Aveva tanti amici nel mondo fantascientifico. Venivano a casa?
Mio padre aveva molti amici coi quali manteneva uno stretto contatto. Si univa sempre la fantascienza a qualche fantasmagorica mangiata, da noi o da altri. Ho dei bellissimi ricordi della sua cerchia più stretta di amici, tutte persone interessanti che mi hanno visto crescere.
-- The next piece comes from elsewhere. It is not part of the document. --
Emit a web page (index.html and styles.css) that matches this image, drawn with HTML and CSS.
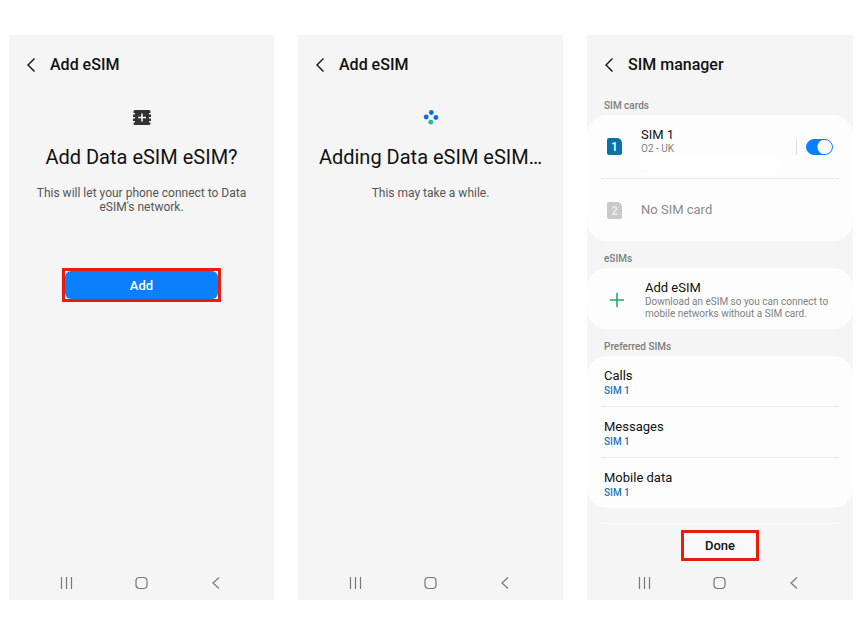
FILE: index.html
```html
<!DOCTYPE html>
<html lang="en">
<head>
    <meta charset="UTF-8">
    <meta name="viewport" content="width=device-width, initial-scale=1.0">
    <title>Add eSIM</title>
    <link rel="stylesheet" href="styles.css">
</head>
<body>

    <section class="phone">
        <header class="top-bar">
            <button class="icon-button" aria-label="Back">
                <svg width="10" height="16" viewBox="0 0 10 16"><path d="M8.5 1.5 2 8l6.5 6.5"/></svg>
            </button>
            <h2>Add eSIM</h2>
        </header>
        <main class="intro">
            <svg width="18" height="16" viewBox="0 0 18 16">
                <path fill="#333" d="M2 0h14a1.5 1.5 0 0 1 1.5 1.5V3H16v1.5h2V7h-2v1.5h2V11h-2v1.5h1.5v1A1.5 1.5 0 0 1 16 15H2A1.5 1.5 0 0 1 .5 13.5v-1H2V11H0V8.5h2V7H0V4.5h2V3H.5V1.5A1.5 1.5 0 0 1 2 0z"/>
                <path stroke="#fff" stroke-width="1.5" d="M9 3.5v8M5 7.5h8"/>
            </svg>
            <h1>Add Data eSIM eSIM?</h1>
            <p>This will let your phone connect to Data eSIM's network.</p>
            <div class="highlight add-highlight">
                <button class="add-button">Add</button>
            </div>
        </main>
        <nav class="nav-bar">
            <button class="icon-button" aria-label="Recent apps">
                <svg width="14" height="14" viewBox="0 0 14 14"><path d="M1.5 1v12M6.5 1v12M11.5 1v12"/></svg>
            </button>
            <button class="icon-button" aria-label="Home">
                <svg width="14" height="14" viewBox="0 0 14 14"><rect x="1" y="1.5" width="11" height="11" rx="3.5"/></svg>
            </button>
            <button class="icon-button" aria-label="Back">
                <svg width="14" height="14" viewBox="0 0 14 14"><path d="M9 1.5 3 7l6 5.5"/></svg>
            </button>
        </nav>
    </section>

    <section class="phone">
        <header class="top-bar">
            <button class="icon-button" aria-label="Back">
                <svg width="10" height="16" viewBox="0 0 10 16"><path d="M8.5 1.5 2 8l6.5 6.5"/></svg>
            </button>
            <h2>Add eSIM</h2>
        </header>
        <main class="intro">
            <svg width="16" height="16" viewBox="0 0 16 16">
                <circle cx="8.3" cy="2.5" r="2.4" fill="#0c6fdc"/>
                <circle cx="3.2" cy="7" r="2.4" fill="#0c6fdc"/>
                <circle cx="12.9" cy="7.5" r="2.4" fill="#0c6fdc"/>
                <circle cx="7.8" cy="12.2" r="2.4" fill="#1fc28a"/>
            </svg>
            <h1>Adding Data eSIM eSIM…</h1>
            <p>This may take a while.</p>
        </main>
        <nav class="nav-bar">
            <button class="icon-button" aria-label="Recent apps">
                <svg width="14" height="14" viewBox="0 0 14 14"><path d="M1.5 1v12M6.5 1v12M11.5 1v12"/></svg>
            </button>
            <button class="icon-button" aria-label="Home">
                <svg width="14" height="14" viewBox="0 0 14 14"><rect x="1" y="1.5" width="11" height="11" rx="3.5"/></svg>
            </button>
            <button class="icon-button" aria-label="Back">
                <svg width="14" height="14" viewBox="0 0 14 14"><path d="M9 1.5 3 7l6 5.5"/></svg>
            </button>
        </nav>
    </section>

    <section class="phone">
        <header class="top-bar">
            <button class="icon-button" aria-label="Back">
                <svg width="10" height="16" viewBox="0 0 10 16"><path d="M8.5 1.5 2 8l6.5 6.5"/></svg>
            </button>
            <h2>SIM manager</h2>
        </header>
        <main class="settings">
            <h3>SIM cards</h3>
            <div class="card">
                <div class="row sim-row">
                    <span class="sim-badge">1</span>
                    <div class="row-text">
                        <label class="row-title" for="sim1">SIM 1</label>
                        <span class="row-note">O2 - UK</span>
                        <span class="number-mask"></span>
                    </div>
                    <div class="switch-area">
                        <input type="checkbox" id="sim1" class="switch" checked>
                    </div>
                </div>
                <div class="row sim-row disabled">
                    <span class="sim-badge">2</span>
                    <span class="row-title">No SIM card</span>
                </div>
            </div>

            <h3>eSIMs</h3>
            <div class="card">
                <a class="row esim-row" href="#">
                    <svg width="14" height="14" viewBox="0 0 14 14"><path stroke="#27a862" stroke-width="1.6" d="M7 0v14M0 7h14"/></svg>
                    <span class="row-text">
                        <span class="row-title">Add eSIM</span>
                        <span class="row-note">Download an eSIM so you can connect to mobile networks without a SIM card.</span>
                    </span>
                </a>
            </div>

            <h3>Preferred SIMs</h3>
            <div class="card">
                <a class="row pref-row" href="#">
                    <span class="row-title">Calls</span>
                    <span class="row-value">SIM 1</span>
                </a>
                <a class="row pref-row" href="#">
                    <span class="row-title">Messages</span>
                    <span class="row-value">SIM 1</span>
                </a>
                <a class="row pref-row" href="#">
                    <span class="row-title">Mobile data</span>
                    <span class="row-value">SIM 1</span>
                </a>
            </div>

            <div class="done-area">
                <button class="highlight done-button">Done</button>
            </div>
        </main>
        <nav class="nav-bar">
            <button class="icon-button" aria-label="Recent apps">
                <svg width="14" height="14" viewBox="0 0 14 14"><path d="M1.5 1v12M6.5 1v12M11.5 1v12"/></svg>
            </button>
            <button class="icon-button" aria-label="Home">
                <svg width="14" height="14" viewBox="0 0 14 14"><rect x="1" y="1.5" width="11" height="11" rx="3.5"/></svg>
            </button>
            <button class="icon-button" aria-label="Back">
                <svg width="14" height="14" viewBox="0 0 14 14"><path d="M9 1.5 3 7l6 5.5"/></svg>
            </button>
        </nav>
    </section>

</body>
</html>
```

FILE: styles.css
```css
* {
    box-sizing: border-box;
}

body {
    margin: 0;
    padding: 35px 9px 34px;
    min-height: 100vh;
    display: grid;
    grid-template-columns: repeat(3, 1fr);
    gap: 24px;
    background-color: #fff;
    color: #111;
    font-family: Roboto, sans-serif;
    font-size: 13px;
}

h1, h2, h3, p {
    margin: 0;
}

button {
    font-family: inherit;
    cursor: pointer;
}

a {
    color: inherit;
    text-decoration: none;
}

.phone {
    display: flex;
    flex-direction: column;
    background-color: #f5f5f5;
}

.icon-button {
    display: flex;
    padding: 0;
    border: none;
    background: none;
    color: inherit;
}

.icon-button svg {
    fill: none;
    stroke: currentColor;
    stroke-width: 1.4;
}

/* top bar */
.top-bar {
    display: flex;
    align-items: center;
    gap: 14px;
    height: 59px;
    padding: 0 17px;
}

.top-bar h2 {
    font-size: 16px;
    font-weight: 500;
}

/* intro screens */
.intro {
    flex: 1;
    display: flex;
    flex-direction: column;
    align-items: center;
    padding-top: 16px;
    text-align: center;
}

.intro h1 {
    margin-top: 18px;
    font-size: 20px;
    font-weight: 400;
    line-height: 26px;
}

.intro p {
    max-width: 230px;
    margin-top: 16px;
    color: #555;
    font-size: 12px;
    line-height: 14px;
}

.highlight {
    border: 3px solid #ea1c0a;
}

.add-highlight {
    width: 60%;
    margin-top: 54px;
    background-color: #fff;
}

.add-button {
    display: block;
    width: 100%;
    height: 28px;
    border: none;
    border-radius: 6px;
    background-color: #0a80ff;
    color: #fff;
    font-size: 13px;
    font-weight: 500;
}

/* settings screen */
.settings {
    flex: 1;
}

.settings h3 {
    padding: 10px 17px 1px;
    color: #7d7d7d;
    font-size: 10px;
    font-weight: 500;
    line-height: 16px;
}

.settings h3:first-child {
    padding-top: 4px;
}

.card {
    padding: 0 14px;
    border-radius: 20px;
    background-color: #fdfdfd;
}

.row {
    display: flex;
}

.row + .row {
    border-top: 1px solid #e8e8e8;
}

.row-text {
    flex: 1;
    display: flex;
    flex-direction: column;
}

.row-title {
    font-size: 13px;
    line-height: 16px;
}

.row-note {
    color: #808080;
    font-size: 10px;
    line-height: 12px;
}

.row-value {
    color: #1a75bb;
    font-size: 10px;
    font-weight: 500;
    line-height: 14px;
}

.sim-row {
    align-items: center;
    gap: 19px;
    height: 63px;
    padding-left: 6px;
}

.sim-badge {
    width: 15px;
    height: 17px;
    border-radius: 2px 5px 2px 2px;
    background-color: #0873a8;
    color: #fff;
    font-size: 12px;
    font-weight: 500;
    line-height: 18px;
    text-align: center;
}

.sim-row .row-text {
    padding-top: 2px;
}

.number-mask {
    width: 136px;
    height: 12px;
    margin-top: 2px;
    background-color: #fff;
}

.disabled .row-title {
    color: #8c8c8c;
}

.disabled .sim-badge {
    background-color: #c9c9c9;
    color: #eee;
}

.switch-area {
    display: flex;
    padding: 0 6px 0 9px;
    border-left: 1px solid #dcdcdc;
}

.switch {
    appearance: none;
    width: 27px;
    height: 16px;
    margin: 0;
    border: 1px solid #0a80ff;
    border-radius: 8px;
    background: radial-gradient(circle at 18px 7px, #fff 7px, #0a80ff 8px);
    cursor: pointer;
}

.esim-row {
    align-items: center;
    gap: 21px;
    height: 61px;
    padding: 2px 0 0 9px;
}

.pref-row {
    flex-direction: column;
    justify-content: center;
    height: 50px;
    padding: 3px 3px 0;
}

.pref-row + .pref-row {
    height: 51px;
}

.done-area {
    margin: 15px 14px 0;
    padding-top: 6px;
    border-top: 1px solid #fbfbfb;
    text-align: center;
}

.done-button {
    width: 78px;
    height: 31px;
    padding: 0;
    background-color: #f9f9f9;
    color: #111;
    font-size: 13px;
    font-weight: 500;
}

/* system navigation */
.nav-bar {
    display: flex;
    justify-content: center;
    gap: 61px;
    padding: 10px 0;
    color: #777;
}

.nav-bar svg {
    stroke-width: 1.2;
}
```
Chi ricordi in particolare?
Mi ricordo di giornate intere passate a spogliare le schede voto del Premio Italia assieme a Cersosimo, Bani, Nicolazzini, Piccinini, Valloggia, Teruggi, Viviani, Chiappella. Con il senno di poi e alla luce dei rapporti odierni devo dire che è veramente bello pensare ad un gruppo di persone così unito da una passione in comune. Penso che la qualità di quei rapporti si sia un po’ persa nella nostra società.

Arriviamo ad oggi, sei il presidente del Premio Vegetti e ci stiamo avviando alla dodicesima edizione puoi fare un bilancio?
Il bilancio non può che essere positivo. Devo dire che negli anni il Premio si è ingrandito e penso che ormai occupi un posto importante nel panorama della fantascienza scritta in Italia. Devo dire che è grazie alla determinazione e alla costanza di Donato Altomare che il Premio ha raggiunto un tale prestigio e non posso che essergliene grato. Il Premio Vegetti continuerà finché ci sarà qualcuno in Italia che scriverà di fantascienza!

Ringraziamo Matteo per averci dato l’occasione di ricordare una figura basilare della fantascienza italiana, quale quella del papà Ernesto, cui tutti noi siamo affezionati e che continueremo a celebrare proprio a cominciare dal bellissimo Premio a lui dedicato!